**Collected data:**

---

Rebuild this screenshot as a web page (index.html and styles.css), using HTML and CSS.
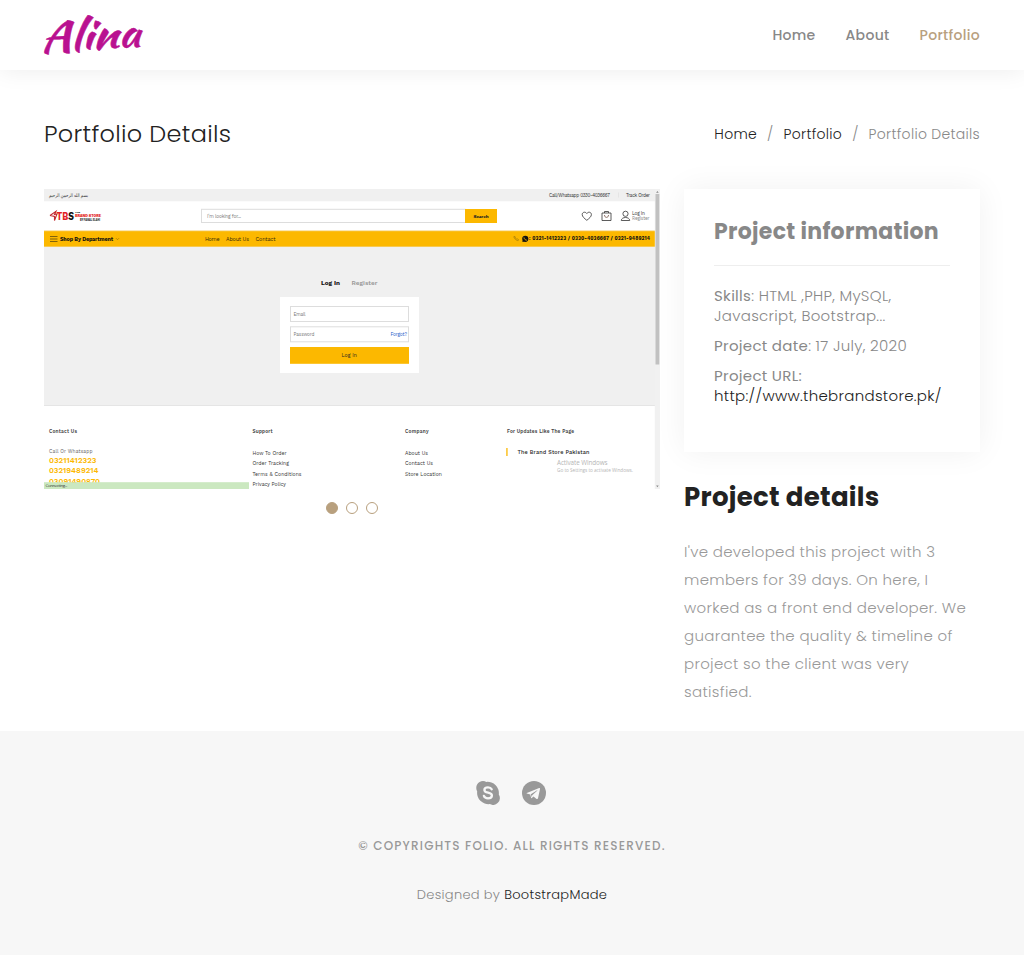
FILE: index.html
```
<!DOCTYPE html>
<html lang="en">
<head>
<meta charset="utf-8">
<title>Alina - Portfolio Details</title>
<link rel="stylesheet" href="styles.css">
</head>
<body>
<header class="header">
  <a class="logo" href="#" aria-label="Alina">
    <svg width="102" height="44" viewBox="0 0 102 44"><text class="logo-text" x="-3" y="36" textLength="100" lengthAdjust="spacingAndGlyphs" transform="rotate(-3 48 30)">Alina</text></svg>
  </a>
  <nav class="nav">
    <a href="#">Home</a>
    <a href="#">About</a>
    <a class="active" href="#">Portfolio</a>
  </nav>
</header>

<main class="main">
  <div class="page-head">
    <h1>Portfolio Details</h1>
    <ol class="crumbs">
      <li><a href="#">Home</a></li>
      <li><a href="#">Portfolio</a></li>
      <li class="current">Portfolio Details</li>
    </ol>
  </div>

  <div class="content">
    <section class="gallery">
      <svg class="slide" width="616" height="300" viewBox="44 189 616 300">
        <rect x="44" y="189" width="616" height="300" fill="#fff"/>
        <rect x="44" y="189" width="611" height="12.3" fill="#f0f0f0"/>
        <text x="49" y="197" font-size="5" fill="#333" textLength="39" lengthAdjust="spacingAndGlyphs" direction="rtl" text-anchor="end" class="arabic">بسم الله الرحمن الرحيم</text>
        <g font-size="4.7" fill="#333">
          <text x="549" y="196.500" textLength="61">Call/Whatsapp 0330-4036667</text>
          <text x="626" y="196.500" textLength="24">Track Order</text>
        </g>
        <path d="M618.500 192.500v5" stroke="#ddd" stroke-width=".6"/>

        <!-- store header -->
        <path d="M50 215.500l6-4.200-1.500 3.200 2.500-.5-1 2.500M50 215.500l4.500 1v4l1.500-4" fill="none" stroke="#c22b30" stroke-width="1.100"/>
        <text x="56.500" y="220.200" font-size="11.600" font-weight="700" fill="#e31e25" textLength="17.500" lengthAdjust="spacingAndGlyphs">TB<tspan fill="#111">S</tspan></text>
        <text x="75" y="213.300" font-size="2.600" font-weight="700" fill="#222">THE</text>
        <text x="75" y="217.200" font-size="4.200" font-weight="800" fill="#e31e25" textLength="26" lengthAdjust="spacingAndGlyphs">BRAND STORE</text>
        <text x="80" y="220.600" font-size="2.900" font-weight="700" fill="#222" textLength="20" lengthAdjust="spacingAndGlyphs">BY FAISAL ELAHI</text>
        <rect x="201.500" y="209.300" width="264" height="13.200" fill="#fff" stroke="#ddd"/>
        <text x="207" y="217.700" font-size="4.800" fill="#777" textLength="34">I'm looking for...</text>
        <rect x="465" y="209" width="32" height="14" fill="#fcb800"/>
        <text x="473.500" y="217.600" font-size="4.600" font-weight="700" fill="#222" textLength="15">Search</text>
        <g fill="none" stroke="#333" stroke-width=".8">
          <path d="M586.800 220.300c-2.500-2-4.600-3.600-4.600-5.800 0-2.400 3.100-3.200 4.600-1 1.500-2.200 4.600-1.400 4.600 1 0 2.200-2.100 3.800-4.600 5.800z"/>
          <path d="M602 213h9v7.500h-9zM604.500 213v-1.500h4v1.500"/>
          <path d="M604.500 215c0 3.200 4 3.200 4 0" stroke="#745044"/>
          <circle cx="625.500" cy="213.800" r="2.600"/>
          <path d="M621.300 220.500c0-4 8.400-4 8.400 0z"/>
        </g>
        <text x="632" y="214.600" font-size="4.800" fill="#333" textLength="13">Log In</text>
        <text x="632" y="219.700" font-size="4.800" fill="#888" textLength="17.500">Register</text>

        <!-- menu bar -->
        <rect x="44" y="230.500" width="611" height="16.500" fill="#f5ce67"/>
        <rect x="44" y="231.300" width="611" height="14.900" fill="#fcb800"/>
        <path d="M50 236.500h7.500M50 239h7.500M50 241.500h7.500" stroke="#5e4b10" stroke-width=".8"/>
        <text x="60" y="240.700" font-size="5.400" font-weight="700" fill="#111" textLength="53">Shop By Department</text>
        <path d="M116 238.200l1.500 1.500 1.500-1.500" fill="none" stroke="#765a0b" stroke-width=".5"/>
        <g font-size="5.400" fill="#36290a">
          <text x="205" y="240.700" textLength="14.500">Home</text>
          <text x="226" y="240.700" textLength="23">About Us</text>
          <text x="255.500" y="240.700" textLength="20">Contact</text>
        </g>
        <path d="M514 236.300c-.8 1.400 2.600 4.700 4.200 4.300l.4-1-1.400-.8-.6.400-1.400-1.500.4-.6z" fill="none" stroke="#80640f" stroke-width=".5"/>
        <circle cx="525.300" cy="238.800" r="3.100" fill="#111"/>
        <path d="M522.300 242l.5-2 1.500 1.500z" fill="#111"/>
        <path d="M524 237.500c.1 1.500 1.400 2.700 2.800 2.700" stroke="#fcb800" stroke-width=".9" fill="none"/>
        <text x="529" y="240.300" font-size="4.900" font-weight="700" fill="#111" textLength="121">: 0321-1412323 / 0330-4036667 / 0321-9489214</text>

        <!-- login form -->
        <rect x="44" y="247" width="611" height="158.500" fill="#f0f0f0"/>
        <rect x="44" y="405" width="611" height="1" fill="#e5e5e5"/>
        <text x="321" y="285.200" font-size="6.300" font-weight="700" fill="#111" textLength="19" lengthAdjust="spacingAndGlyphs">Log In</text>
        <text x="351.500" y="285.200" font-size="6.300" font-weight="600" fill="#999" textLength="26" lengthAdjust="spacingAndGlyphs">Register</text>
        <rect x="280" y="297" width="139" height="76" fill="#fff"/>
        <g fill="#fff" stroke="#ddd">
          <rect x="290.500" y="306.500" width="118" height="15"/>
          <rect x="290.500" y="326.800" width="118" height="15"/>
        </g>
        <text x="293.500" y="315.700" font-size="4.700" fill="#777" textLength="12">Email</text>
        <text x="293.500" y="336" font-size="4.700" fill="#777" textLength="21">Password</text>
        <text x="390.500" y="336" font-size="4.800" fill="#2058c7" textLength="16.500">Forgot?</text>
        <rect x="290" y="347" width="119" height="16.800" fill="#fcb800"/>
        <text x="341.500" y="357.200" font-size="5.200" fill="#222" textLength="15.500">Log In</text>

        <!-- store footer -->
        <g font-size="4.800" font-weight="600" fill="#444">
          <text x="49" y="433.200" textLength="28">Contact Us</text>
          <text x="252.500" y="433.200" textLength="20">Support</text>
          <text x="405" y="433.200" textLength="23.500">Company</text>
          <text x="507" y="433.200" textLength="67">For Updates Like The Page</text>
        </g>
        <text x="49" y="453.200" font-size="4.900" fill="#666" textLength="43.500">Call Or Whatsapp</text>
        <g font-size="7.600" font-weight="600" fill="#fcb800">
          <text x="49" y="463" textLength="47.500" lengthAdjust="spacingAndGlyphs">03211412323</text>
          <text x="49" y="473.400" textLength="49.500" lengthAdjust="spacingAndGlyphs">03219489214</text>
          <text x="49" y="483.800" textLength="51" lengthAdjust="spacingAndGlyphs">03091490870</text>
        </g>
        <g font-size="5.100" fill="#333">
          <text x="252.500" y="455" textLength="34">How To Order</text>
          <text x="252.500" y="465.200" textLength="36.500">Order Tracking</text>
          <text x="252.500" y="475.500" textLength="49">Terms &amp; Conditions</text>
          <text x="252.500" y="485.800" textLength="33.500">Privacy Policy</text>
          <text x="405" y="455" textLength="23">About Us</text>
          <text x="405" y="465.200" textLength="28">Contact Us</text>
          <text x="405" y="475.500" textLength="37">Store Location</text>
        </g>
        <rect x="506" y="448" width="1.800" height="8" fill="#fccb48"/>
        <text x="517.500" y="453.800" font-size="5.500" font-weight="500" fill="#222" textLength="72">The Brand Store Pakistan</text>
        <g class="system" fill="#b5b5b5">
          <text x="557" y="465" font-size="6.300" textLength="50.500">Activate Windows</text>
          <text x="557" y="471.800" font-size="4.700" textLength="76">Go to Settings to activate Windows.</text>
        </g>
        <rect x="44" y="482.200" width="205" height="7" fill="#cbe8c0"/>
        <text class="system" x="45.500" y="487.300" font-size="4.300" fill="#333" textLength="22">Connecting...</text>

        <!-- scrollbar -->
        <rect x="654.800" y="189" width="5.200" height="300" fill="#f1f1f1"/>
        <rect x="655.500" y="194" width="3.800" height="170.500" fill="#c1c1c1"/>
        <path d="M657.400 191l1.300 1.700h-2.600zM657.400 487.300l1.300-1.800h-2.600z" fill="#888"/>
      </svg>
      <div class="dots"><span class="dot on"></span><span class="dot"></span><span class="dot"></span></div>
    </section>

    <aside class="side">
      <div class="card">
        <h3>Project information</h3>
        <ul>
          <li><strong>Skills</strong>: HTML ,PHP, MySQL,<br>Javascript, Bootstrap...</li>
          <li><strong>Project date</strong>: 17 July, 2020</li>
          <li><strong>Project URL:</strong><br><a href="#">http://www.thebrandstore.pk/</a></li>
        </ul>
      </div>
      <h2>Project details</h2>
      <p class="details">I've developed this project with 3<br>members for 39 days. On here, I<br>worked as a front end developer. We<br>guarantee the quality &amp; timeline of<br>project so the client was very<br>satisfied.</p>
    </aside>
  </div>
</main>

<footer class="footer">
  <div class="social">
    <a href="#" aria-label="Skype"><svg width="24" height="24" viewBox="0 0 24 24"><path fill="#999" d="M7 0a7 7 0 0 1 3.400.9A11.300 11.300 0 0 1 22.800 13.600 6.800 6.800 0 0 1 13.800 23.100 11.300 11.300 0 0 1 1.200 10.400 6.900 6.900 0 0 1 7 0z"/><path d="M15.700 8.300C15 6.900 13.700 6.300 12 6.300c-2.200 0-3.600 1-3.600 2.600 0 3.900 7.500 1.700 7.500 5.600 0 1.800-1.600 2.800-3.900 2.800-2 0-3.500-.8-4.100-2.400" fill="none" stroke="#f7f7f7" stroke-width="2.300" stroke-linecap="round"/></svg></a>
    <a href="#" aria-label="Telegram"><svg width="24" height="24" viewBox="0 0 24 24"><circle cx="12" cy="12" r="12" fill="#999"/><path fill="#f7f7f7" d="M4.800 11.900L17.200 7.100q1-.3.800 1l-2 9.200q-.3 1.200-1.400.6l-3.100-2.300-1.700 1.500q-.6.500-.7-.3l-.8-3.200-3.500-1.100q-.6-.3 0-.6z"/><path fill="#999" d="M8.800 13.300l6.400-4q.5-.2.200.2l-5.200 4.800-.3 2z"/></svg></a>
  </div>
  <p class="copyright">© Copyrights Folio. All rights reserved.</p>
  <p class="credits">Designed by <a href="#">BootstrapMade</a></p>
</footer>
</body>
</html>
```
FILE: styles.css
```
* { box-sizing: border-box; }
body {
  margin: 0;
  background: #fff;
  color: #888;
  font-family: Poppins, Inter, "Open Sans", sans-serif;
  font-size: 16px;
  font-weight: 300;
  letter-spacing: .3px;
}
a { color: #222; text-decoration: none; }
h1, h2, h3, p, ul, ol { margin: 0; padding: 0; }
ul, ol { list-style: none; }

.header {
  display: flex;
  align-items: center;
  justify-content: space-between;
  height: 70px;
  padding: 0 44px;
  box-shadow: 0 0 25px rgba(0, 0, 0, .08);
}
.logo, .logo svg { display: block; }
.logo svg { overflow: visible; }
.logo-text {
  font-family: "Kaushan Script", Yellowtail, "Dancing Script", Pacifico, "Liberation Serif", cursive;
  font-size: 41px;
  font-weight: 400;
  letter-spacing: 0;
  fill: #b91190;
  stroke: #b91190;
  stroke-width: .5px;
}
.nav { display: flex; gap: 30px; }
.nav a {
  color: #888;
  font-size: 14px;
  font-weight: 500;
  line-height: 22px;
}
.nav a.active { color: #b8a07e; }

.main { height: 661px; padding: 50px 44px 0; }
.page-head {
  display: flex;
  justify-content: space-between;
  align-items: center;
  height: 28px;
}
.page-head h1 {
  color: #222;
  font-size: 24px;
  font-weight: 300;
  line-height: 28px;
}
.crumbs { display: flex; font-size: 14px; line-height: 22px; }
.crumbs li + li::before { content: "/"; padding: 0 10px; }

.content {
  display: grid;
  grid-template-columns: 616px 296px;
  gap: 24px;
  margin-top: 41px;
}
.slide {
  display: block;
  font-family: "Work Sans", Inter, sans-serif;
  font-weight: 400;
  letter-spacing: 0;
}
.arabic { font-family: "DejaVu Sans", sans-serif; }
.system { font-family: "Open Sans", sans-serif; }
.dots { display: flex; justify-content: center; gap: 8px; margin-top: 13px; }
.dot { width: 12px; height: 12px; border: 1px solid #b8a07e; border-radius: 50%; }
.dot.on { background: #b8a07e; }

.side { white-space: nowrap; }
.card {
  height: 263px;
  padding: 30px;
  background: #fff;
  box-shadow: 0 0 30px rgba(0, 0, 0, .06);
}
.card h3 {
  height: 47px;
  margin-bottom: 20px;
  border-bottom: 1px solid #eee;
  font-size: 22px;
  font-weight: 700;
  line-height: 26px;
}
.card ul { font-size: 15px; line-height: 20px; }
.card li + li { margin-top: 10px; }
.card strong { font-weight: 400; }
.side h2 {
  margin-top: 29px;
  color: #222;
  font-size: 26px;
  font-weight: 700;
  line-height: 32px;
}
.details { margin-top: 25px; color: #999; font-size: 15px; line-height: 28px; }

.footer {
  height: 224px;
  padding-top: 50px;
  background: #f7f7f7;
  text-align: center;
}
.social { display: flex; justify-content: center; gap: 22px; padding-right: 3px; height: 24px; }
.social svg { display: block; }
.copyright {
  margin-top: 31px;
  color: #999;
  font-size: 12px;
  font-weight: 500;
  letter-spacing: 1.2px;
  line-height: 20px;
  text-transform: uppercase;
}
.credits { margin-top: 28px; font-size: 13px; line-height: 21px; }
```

---

Identify each line of the material where the word "index" shows up, and copy it.

Rebuild this screenshot as a web page (index.html and styles.css), using HTML and CSS.
FILE: index.html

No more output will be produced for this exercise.